Let $ABC$ be a triangle with $AB < AC$. The perpendicular bisector of the side $BC$ intersects $AC$ in $D$. The angle bisector of $\angle ADB$ intersects the circumcircle of $\Delta ABC$ in $E$. Prove that the angle bisector of $\angle AEB$ is perpendicular to the line which connects the incenters of the triangles $\Delta ADE, \ \Delta BDE$.

Romanian TST 2011

Proof: First note that the angle bisector of $\angle ADB$ is parallel to $BC$. Extent $DE$ until it meets the circumcircle of $ABC$ again in $F$. Then we have $\angle BED=\angle EFC=\angle EAD$. This means that the triangles $\Delta ADE,\ \Delta EDB$ are similar.

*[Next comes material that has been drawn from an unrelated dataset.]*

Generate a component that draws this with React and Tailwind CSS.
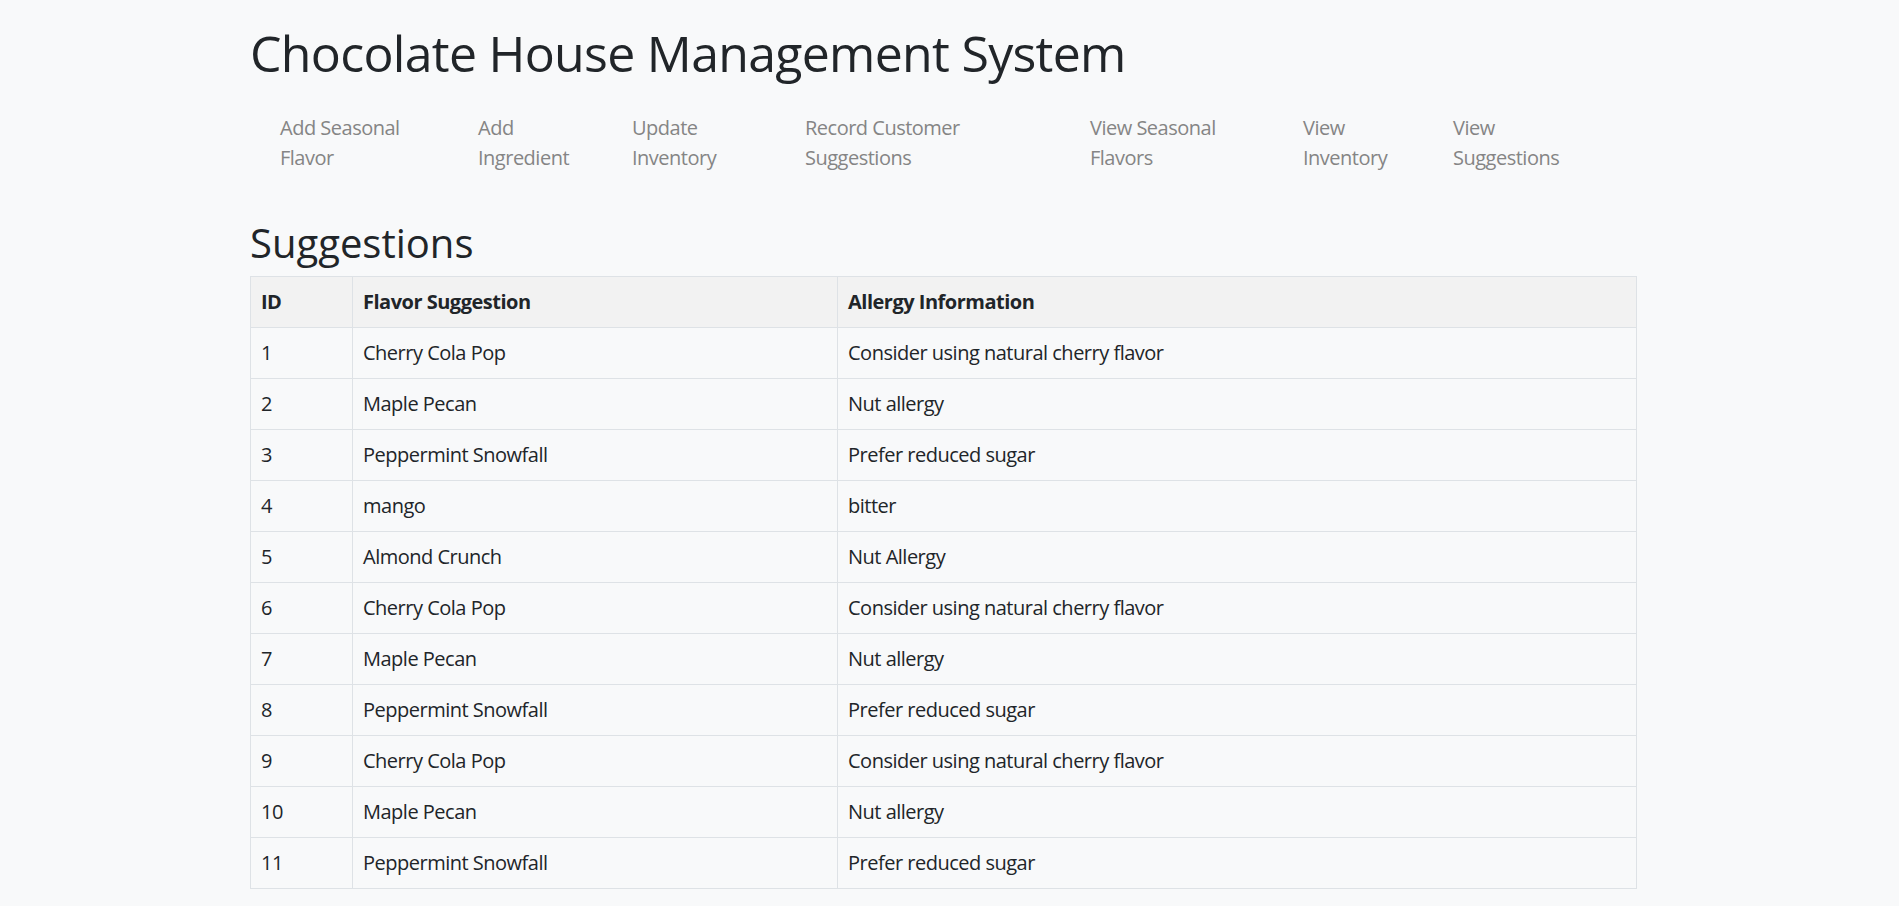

Consider their incenters $X,Y$, respectively. Then it is easy to see that $\Delta XDY$ and $\Delta ADE$ are similar. Moreover, the triangle $\Delta XDY$ is rotated with an equal angle, but different direction with respect to both triangles $\Delta ADE,\ \Delta EDB$. This means that $XY$ forms equal angles with $AE$ and $BE$. From this it follows that the angle bisector of $\angle AEB$ is perpendicular to $XY$, and we are done.